Drawdown has become the most popular option for retirees, growing from 15% of retirement income sales in Q3 2013 up to 46% by Q3 2016, according to research from Aegon.
However, drawdown investors are sticking with familiar strategies and well-known fund choices, rather than newer, more tailored drawdown solutions.
Aegon’s research compared investment choices made by its drawdown and non-drawdown platform investors (i.e. those still saving for retirement), and found they only differed slightly, despite drawdown investors having different demands on their money and generally shorter investment time frames.
For those in drawdown, the largest investment flows over the past year were into multi-asset strategies (45%), with equity growth second (18%), bonds third (15%) and equity income fourth (12%). This largely mirrors the strategies used by non-drawdown investors who also favour multi-asset strategies (46%), followed by equity growth (24%), bonds (12%) and equity income (8%).

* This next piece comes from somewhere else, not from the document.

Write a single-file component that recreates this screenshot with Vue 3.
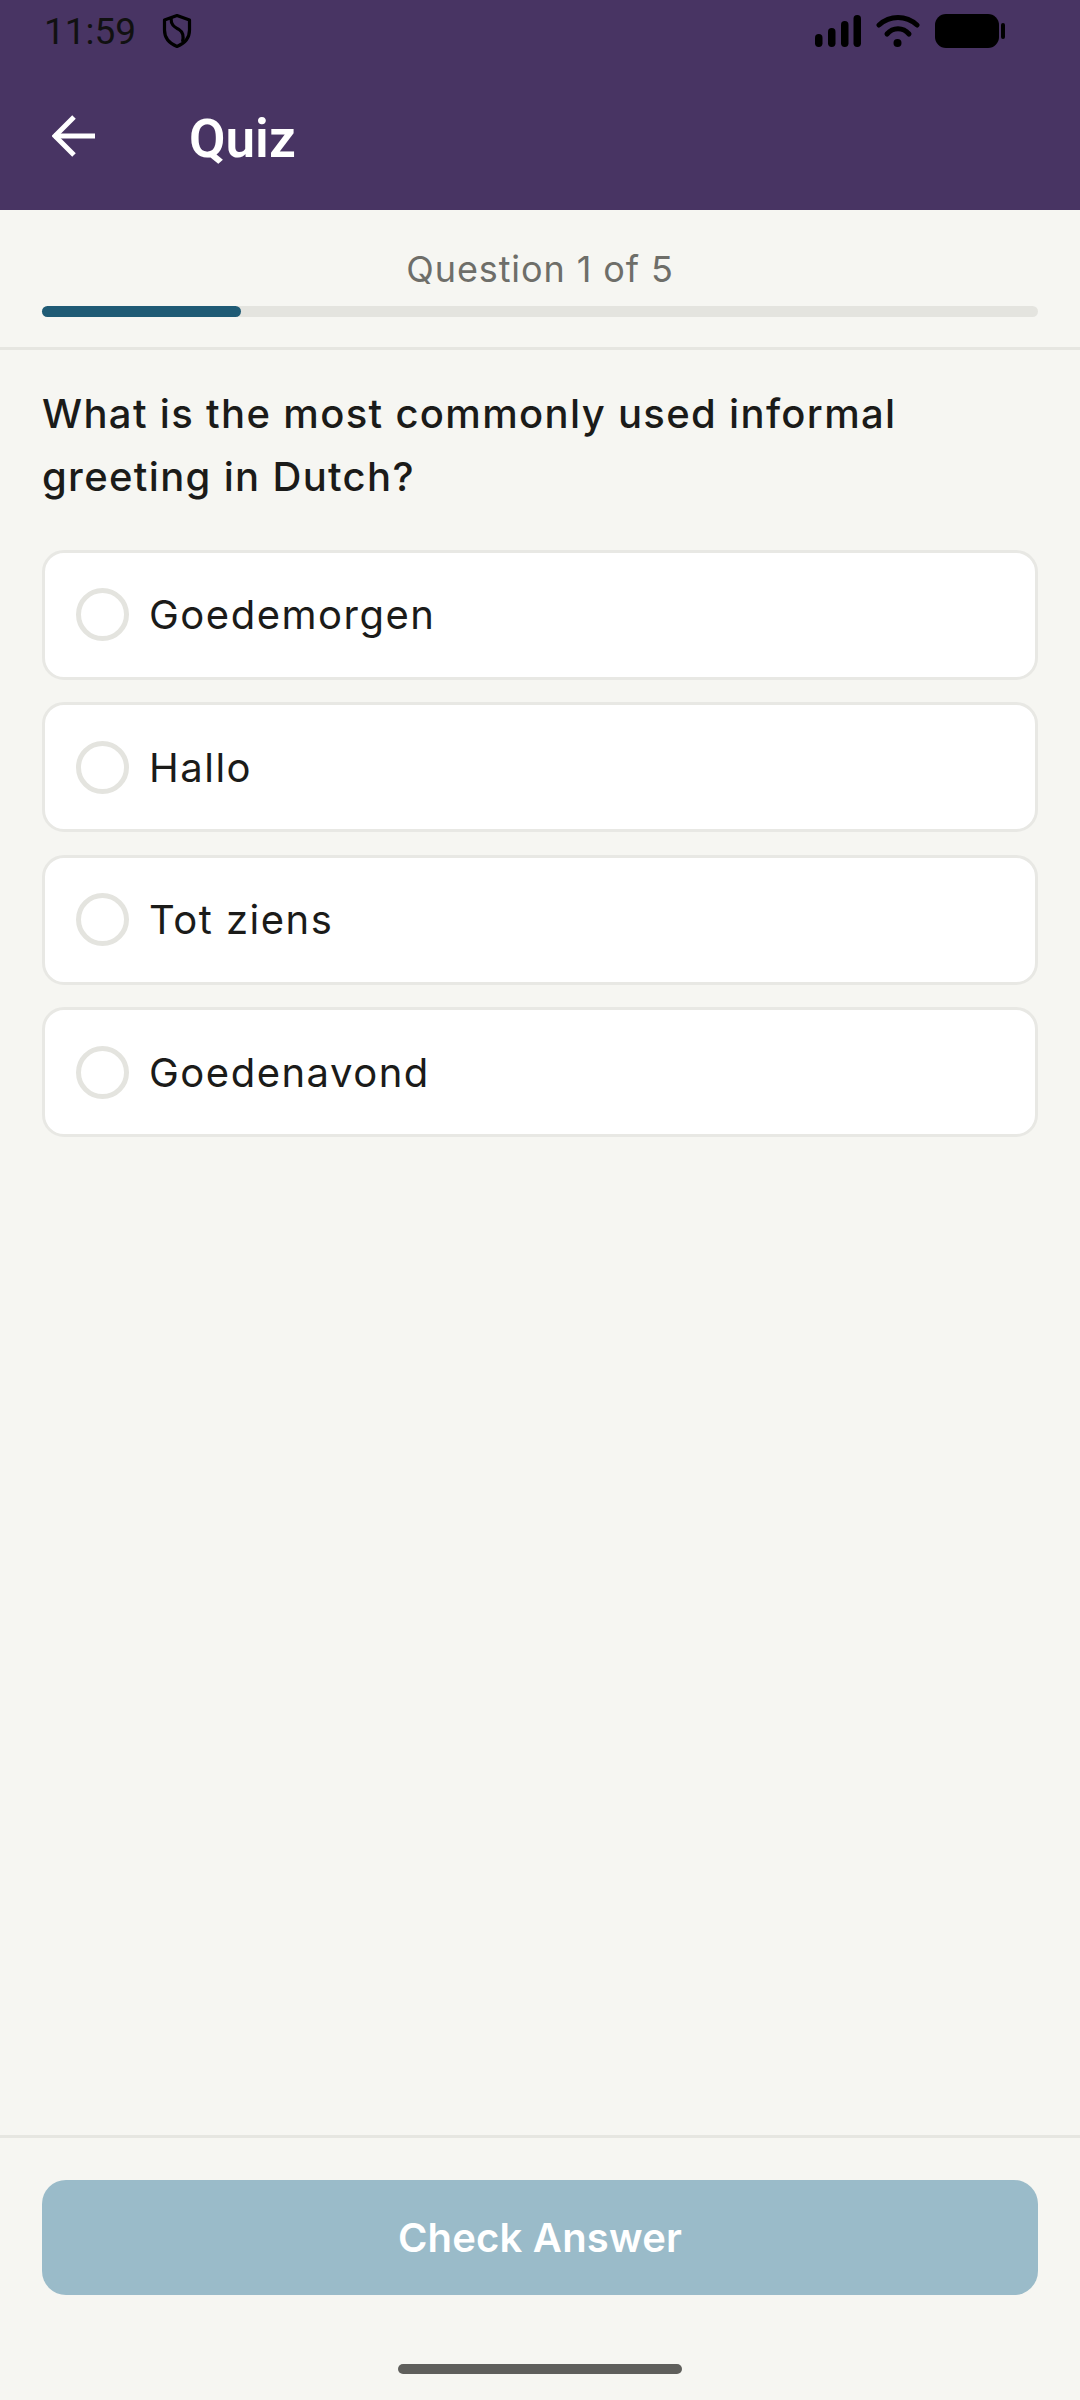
<template>
  <div class="quiz-page">
    <!-- header -->
    <header class="app-header">
      <div class="status-bar">
        <div class="status-left">
          <span class="time">11:59</span>
          <svg class="shield" viewBox="0 0 30 36" fill="none" stroke="#000" stroke-width="3.200">
            <path d="M15 2.500 L27.500 7 V17 C27.500 24.500 22.500 30.500 15 33.500 C7.500 30.500 2.500 24.500 2.500 17 V7 Z" stroke-linejoin="round" />
            <path d="M9 5 C9 13 13 14 17 16.500 C21 19 22 23 20.500 29" />
          </svg>
        </div>
        <div class="status-right">
          <svg class="signal" viewBox="0 0 46 32" fill="#000">
            <rect x="0" y="19" width="7.500" height="13" rx="3.700" />
            <rect x="13" y="13" width="7.500" height="19" rx="3.700" />
            <rect x="26" y="6" width="7.500" height="26" rx="3.700" />
            <rect x="38.500" y="0" width="7.500" height="32" rx="3.700" />
          </svg>
          <svg class="wifi" viewBox="0 0 44 32" fill="none" stroke="#000" stroke-width="5" stroke-linecap="round">
            <path d="M3 10 C14 0 30 0 41 10" />
            <path d="M11 19 C17 12 27 12 33 19" />
            <circle cx="21.500" cy="28" r="4" fill="#000" stroke="none" />
          </svg>
          <svg class="battery" viewBox="0 0 70 34" fill="#000">
            <rect x="0" y="0" width="64" height="34" rx="11" />
            <rect x="66" y="9" width="4" height="16" rx="2" />
          </svg>
        </div>
      </div>
      <div class="toolbar">
        <svg class="back" viewBox="0 0 44 44" fill="none" stroke="#fff" stroke-width="5">
          <path d="M2 22 H43" />
          <path d="M22 3 L3 22 L22 41" />
        </svg>
        <h1>Quiz</h1>
      </div>
    </header>

    <!-- progress -->
    <section class="progress">
      <p class="progress-label">Question 1 of 5</p>
      <div class="track">
        <div class="fill" :style="{ width: progress + '%' }"></div>
      </div>
    </section>

    <!-- question -->
    <main class="content">
      <h2>What is the most commonly used informal<br />greeting in Dutch?</h2>
      <div class="options">
        <div v-for="o in options" :key="o" class="option">
          <span class="radio"></span>
          <span class="option-text">{{ o }}</span>
        </div>
      </div>
    </main>

    <!-- footer -->
    <footer class="footer">
      <button class="check">Check Answer</button>
      <div class="home-bar"></div>
    </footer>
  </div>
</template>

<script setup>
const progress = 20;
const options = ["Goedemorgen", "Hallo", "Tot ziens", "Goedenavond"];
</script>

<style>
html,
body {
  margin: 0;
  background: #f6f6f2;
}
</style>

<style scoped>
.quiz-page {
  display: flex;
  flex-direction: column;
  height: 2400px;
  background: #f6f6f2;
  font-family: "Inter", "Liberation Sans", sans-serif;
  color: #1b1b19;
}

.app-header {
  height: 210px;
  background: #483463;
  flex-shrink: 0;
}

.status-bar {
  display: flex;
  justify-content: space-between;
  align-items: center;
  height: 62px;
  padding: 0 75px 0 44px;
  box-sizing: border-box;
}

.status-left {
  display: flex;
  align-items: center;
  gap: 26px;
}

.time {
  font-family: "Roboto", sans-serif;
  font-size: 37px;
  color: #111;
}

.shield {
  width: 30px;
  height: 36px;
}

.status-right {
  display: flex;
  align-items: center;
  gap: 15px;
}

.signal {
  width: 46px;
  height: 32px;
}

.wifi {
  width: 44px;
  height: 32px;
}

.battery {
  width: 70px;
  height: 34px;
}

.toolbar {
  display: flex;
  align-items: center;
  height: 148px;
  padding-left: 52px;
  box-sizing: border-box;
  gap: 93px;
}

.back {
  width: 44px;
  height: 44px;
}

.toolbar h1 {
  margin: 5px 0 0;
  font-family: "Roboto", sans-serif;
  font-size: 53px;
  font-weight: 600;
  color: #fff;
}

.progress {
  padding: 0 42px;
  height: 140px;
  box-sizing: border-box;
  border-bottom: 3px solid #e6e6e1;
  flex-shrink: 0;
}

.progress-label {
  margin: 0;
  padding-top: 35px;
  height: 61px;
  line-height: 48px;
  text-align: center;
  font-size: 36px;
  letter-spacing: 0.9px;
  color: #6e6e69;
}

.track {
  height: 11px;
  border-radius: 6px;
  background: #e4e4df;
}

.fill {
  height: 100%;
  border-radius: 6px;
  background: #1f5b75;
}

.content {
  flex: 1;
  padding: 32px 42px 0;
}

.content h2 {
  margin: 0 0 41.500px;
  font-size: 40px;
  font-weight: 500;
  line-height: 63px;
  letter-spacing: 1.33px;
}

.options {
  display: flex;
  flex-direction: column;
  gap: 22.500px;
}

.option {
  display: flex;
  align-items: center;
  gap: 20px;
  height: 130px;
  box-sizing: border-box;
  padding-left: 31px;
  background: #fff;
  border: 3px solid #e8e8e4;
  border-radius: 22px;
}

.radio {
  width: 53px;
  height: 53px;
  box-sizing: border-box;
  border: 5px solid #e4e4df;
  border-radius: 50%;
}

.option-text {
  font-size: 40px;
  letter-spacing: 1.500px;
}

.footer {
  height: 265px;
  box-sizing: border-box;
  border-top: 3px solid #e6e6e1;
  padding: 42px 42px 0;
  flex-shrink: 0;
}

.check {
  display: block;
  width: 100%;
  height: 115px;
  border: none;
  border-radius: 24px;
  background: #9abbc9;
  color: #fff;
  font-family: "Inter", sans-serif;
  font-size: 40px;
  font-weight: 600;
  letter-spacing: 0.2px;
}

.home-bar {
  width: 284px;
  height: 10px;
  margin: 69px auto 0;
  border-radius: 5px;
  background: #5f5f5c;
}
</style>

Investors are replacing some equity growth with equity income, and Neil Woodford’s fund is dominating the cash flow figures in the equity income sector. However, most are using multi-asset strategies to manage the balance between risk and return.
Aegon’s analysis suggests that retired investors using multi-asset investments are reducing risk. Across a sample selection of six multi-asset fund ranges, most drawdown investors are in funds at risk levels three or four on Distribution Technology’s 1-10 risk scale, compared to most non-drawdown savers investing in risk profiles four or five.
Aegon does however raise a note of caution. Investors have experienced broadly positive markets in the two years since the new pension rules were introduced, but a significant market shock could wipe years off retirement income unless investment strategies are de-risked to meet the particular requirements of retired investors.
Nick Dixon, investment director at Aegon, said: “Drawdown’s popularity has rocketed since the pension freedoms, but retirees’ investment choices are still adjusting to the needs of those that choose to remain wedded to the markets in retirement. Drawdown investors, are largely favouring tried and tested brands and investment strategies over newer, more tailored options.
“As a result, there is a mis-match between the long-term growth objectives of many of the strategies being used, and the near-term income needs of retirees who use them. Retirees are also now more exposed to market highs and lows than they have ever been.
“While most drawdown investors have benefited in the largely buoyant markets witnessed since the new rules came into force, the strategies used haven’t yet been tested by a Dotcom or credit crunch style market shock. Our hope is that the market evolves further before one occurs.
“In an environment where there is not yet an accepted wisdom about the sorts of investment strategies that should be used in retirement, advisers have an opportunity to create real value by providing investment advice for an expanding list of drawdown clients. We offer a range of drawdown funds aimed at helping advisers do just that, including funds that offer a guaranteed income for life. There’s no such thing as a watertight strategy, but helping clients to create sustainable incomes in a market still in its infancy will prove an invaluable service at a critical time.”